The CEO of SpaceX, Elon Musk, announced this Monday that they are planning to send at least two tourists to the moon in the last trimester of the next year. It seems like the aerospace company could be beating NASA in one of their greatest goals: returning to the Moon.
The federal agency has not attempted the effort since over half a century, the Apollo 11 returned to Earth more than 47 years ago. SpaceX launched its first rocket from the Kennedy Space Center in Florida only a week ago, as their executives did not wait to announce the next big goal of sending tourists to the Moon.
According to Musk, two persons that knew each other approached SpaceX regarding the possibilities for traveling on a week-long flight to the Moon. He said that these persons “paid a significant deposit and are very serious about it.” Musk even tweeted after the announcement, “Fly me to the moon . . . OK.”
When talking about the risks these two passengers will face, Musk admitted that even after minimizing it, they must be aware of it. However, he said that “they’re certainly not naive,” and that “they’re coming into this with their eyes open.”
SpaceX is moving fast as NASA can feel frustrated about it
Musk also announced this Monday that his company is getting ready to launch a mission that will carry two astronauts to the International Space Station in mid-2018. NASA has helped SpaceX financially speaking, as it has signed $3 billion contracts oriented to the company being able to carry astronauts to the ISS.

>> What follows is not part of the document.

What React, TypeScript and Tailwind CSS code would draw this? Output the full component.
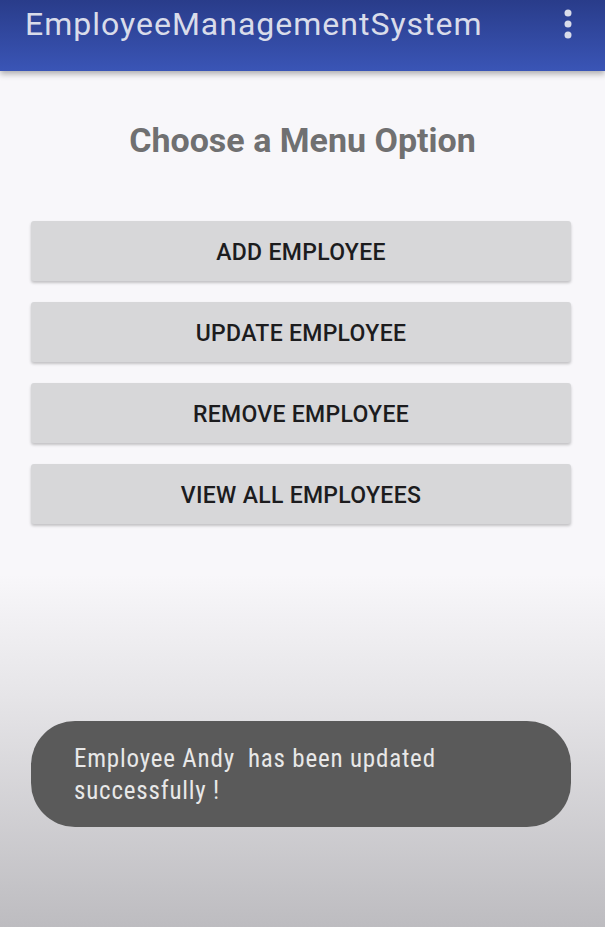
export default function App() {
  const options = ["ADD EMPLOYEE", "UPDATE EMPLOYEE", "REMOVE EMPLOYEE", "VIEW ALL EMPLOYEES"];

  return (
    <div className="relative flex h-[927px] w-[605px] flex-col overflow-hidden bg-[linear-gradient(to_bottom,#f8f7fa_0%,#f8f7fa_62%,#e6e5e8_75%,#bdbcc0_100%)] font-['Roboto',sans-serif]">
      {/* App bar */}
      <header className="z-10 flex h-[71px] shrink-0 items-start justify-between bg-[linear-gradient(to_bottom,#293c8a,#3a55b6)] pl-[25px] pr-[33px] shadow-[0_3px_6px_rgba(0,0,0,0.3)]">
        <h1 className="mt-[4px] text-[32px] leading-[40px] tracking-[1px] text-[#d9dcea]">EmployeeManagementSystem</h1>
        <svg width="8" height="30" viewBox="0 0 8 30" className="mt-[9px]">
          <circle cx="4" cy="4" r="3.5" fill="#d9dcea" />
          <circle cx="4" cy="15" r="3.5" fill="#d9dcea" />
          <circle cx="4" cy="26" r="3.5" fill="#d9dcea" />
        </svg>
      </header>

      <h2 className="mt-[49px] text-center text-[34px] font-bold leading-[40px] text-[#707071]">Choose a Menu Option</h2>

      <div className="mt-[61px] flex flex-col gap-[21px] pl-[31px] pr-[34px]">
        {options.map((o) => (
          <button
            key={o}
            className="h-[60px] w-full rounded-[3px] bg-[#d7d7d9] pt-[4px] text-[23px] font-medium tracking-[0.3px] text-[#1c1c1e] shadow-[0_2px_3px_rgba(0,0,0,0.22)]"
          >
            {o}
          </button>
        ))}
      </div>

      {/* Toast */}
      <div className="absolute left-[31px] top-[721px] h-[106px] w-[540px] rounded-[44px] bg-[#5a5a5a] pl-[43px] pr-6 pt-[22px]">
        <p className="text-[25px] leading-[32px] tracking-[0.8px] text-[#e8e8e8] [font-stretch:semi-condensed]">
          Employee Andy&nbsp; has been updated
          <br />
          successfully !
        </p>
      </div>
    </div>
  );
}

The funding received by Musk’s company has allowed the developing of essential machinery necessary to satisfy SpaceX’s visionary goals. However, NASA is not so happy regarding the company next objectives as they could be moving away from the track that the agency designed when contracting SpaceX.
Colonizing Mars in 2020 and traveling to the moon in 2018 are not the objectives NASA is expecting from SpaceX, as their contract seems to be not so important to the company. SpaceX has helped NASA in providing cargo transportation, but major setbacks like the 2015 rocket explosion might be causing distrust from NASA toward SpaceX.

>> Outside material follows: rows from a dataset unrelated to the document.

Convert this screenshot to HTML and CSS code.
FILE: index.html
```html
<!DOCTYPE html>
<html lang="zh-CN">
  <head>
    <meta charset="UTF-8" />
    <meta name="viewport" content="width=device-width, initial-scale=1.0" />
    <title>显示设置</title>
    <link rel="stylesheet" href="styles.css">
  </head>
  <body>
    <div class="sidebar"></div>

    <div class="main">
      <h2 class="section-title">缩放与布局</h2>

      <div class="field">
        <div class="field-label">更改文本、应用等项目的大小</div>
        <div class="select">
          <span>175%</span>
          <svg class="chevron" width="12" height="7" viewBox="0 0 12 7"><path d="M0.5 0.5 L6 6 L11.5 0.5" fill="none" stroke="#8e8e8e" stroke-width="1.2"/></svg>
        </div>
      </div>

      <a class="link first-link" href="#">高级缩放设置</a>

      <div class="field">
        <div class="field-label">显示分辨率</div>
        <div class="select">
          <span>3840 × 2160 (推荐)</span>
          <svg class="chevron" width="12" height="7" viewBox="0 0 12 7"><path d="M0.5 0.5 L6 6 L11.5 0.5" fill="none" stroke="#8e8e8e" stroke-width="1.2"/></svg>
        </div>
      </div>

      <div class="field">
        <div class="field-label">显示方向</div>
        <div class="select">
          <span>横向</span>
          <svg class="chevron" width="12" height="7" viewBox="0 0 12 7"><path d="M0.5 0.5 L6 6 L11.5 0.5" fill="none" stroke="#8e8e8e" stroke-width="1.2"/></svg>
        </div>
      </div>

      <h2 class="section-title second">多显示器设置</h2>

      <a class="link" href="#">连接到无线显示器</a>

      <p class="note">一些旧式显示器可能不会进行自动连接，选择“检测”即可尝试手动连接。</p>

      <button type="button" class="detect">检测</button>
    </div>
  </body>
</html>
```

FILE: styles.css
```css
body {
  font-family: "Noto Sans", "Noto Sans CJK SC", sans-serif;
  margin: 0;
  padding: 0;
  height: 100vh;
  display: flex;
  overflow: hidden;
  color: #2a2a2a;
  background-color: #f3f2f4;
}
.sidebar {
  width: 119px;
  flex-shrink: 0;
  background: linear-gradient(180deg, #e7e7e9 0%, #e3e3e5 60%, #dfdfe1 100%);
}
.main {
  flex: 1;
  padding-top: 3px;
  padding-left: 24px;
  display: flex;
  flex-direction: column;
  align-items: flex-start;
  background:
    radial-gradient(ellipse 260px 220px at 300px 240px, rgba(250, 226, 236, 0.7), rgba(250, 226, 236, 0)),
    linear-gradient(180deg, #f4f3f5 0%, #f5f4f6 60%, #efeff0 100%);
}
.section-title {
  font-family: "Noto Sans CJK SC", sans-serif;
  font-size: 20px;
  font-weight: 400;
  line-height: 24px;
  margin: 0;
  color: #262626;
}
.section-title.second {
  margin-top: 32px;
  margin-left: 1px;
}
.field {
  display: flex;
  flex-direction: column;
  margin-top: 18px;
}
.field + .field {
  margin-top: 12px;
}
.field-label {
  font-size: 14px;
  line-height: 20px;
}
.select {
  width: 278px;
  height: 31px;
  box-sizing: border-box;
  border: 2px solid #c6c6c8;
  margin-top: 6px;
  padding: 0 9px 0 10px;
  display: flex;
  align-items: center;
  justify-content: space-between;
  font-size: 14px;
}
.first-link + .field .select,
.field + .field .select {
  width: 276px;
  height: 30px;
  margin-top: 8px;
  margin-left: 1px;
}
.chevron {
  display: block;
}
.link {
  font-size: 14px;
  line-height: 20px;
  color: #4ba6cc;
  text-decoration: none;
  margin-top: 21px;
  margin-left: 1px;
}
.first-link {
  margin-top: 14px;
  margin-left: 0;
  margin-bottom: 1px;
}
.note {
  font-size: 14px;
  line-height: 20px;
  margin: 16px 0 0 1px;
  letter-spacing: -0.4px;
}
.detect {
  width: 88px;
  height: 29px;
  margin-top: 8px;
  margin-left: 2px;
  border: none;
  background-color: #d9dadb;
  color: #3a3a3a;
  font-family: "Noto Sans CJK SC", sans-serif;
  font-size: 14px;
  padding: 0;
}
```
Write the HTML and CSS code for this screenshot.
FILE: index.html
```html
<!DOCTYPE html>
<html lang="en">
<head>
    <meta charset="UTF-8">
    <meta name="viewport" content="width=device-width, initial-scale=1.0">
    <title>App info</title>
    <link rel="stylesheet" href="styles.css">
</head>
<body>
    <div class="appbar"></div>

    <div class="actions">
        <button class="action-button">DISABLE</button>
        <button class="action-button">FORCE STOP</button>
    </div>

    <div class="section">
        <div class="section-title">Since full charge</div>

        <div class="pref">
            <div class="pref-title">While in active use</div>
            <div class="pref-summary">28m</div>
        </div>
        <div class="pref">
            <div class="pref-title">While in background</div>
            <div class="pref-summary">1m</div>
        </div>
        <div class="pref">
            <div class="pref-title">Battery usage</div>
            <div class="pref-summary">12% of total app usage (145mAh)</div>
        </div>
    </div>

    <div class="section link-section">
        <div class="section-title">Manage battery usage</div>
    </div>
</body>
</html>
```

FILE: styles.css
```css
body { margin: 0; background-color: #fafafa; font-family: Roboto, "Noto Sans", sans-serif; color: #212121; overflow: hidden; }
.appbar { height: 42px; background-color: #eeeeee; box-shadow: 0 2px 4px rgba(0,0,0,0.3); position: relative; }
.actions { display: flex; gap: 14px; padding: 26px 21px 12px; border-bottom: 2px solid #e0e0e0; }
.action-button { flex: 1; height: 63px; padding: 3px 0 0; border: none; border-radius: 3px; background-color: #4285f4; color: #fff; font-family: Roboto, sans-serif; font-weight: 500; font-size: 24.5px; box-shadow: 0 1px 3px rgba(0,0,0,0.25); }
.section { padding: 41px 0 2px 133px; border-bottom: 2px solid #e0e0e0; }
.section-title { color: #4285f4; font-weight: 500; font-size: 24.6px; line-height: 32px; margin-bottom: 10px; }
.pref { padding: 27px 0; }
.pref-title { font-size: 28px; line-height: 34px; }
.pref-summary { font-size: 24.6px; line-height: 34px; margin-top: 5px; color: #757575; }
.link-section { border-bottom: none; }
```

When reading the official statement, it is implicit how NASA hopes that the company focus on what is really important for the space agency which is delivering supplies (and even astronauts) to the ISS, and not other visionary goals.
“We will work closely with SpaceX to ensure it safely meets the contractual obligations to return the launch of astronauts to US soil and continue to successfully deliver supplies to the International Space Station,” the official statement reads.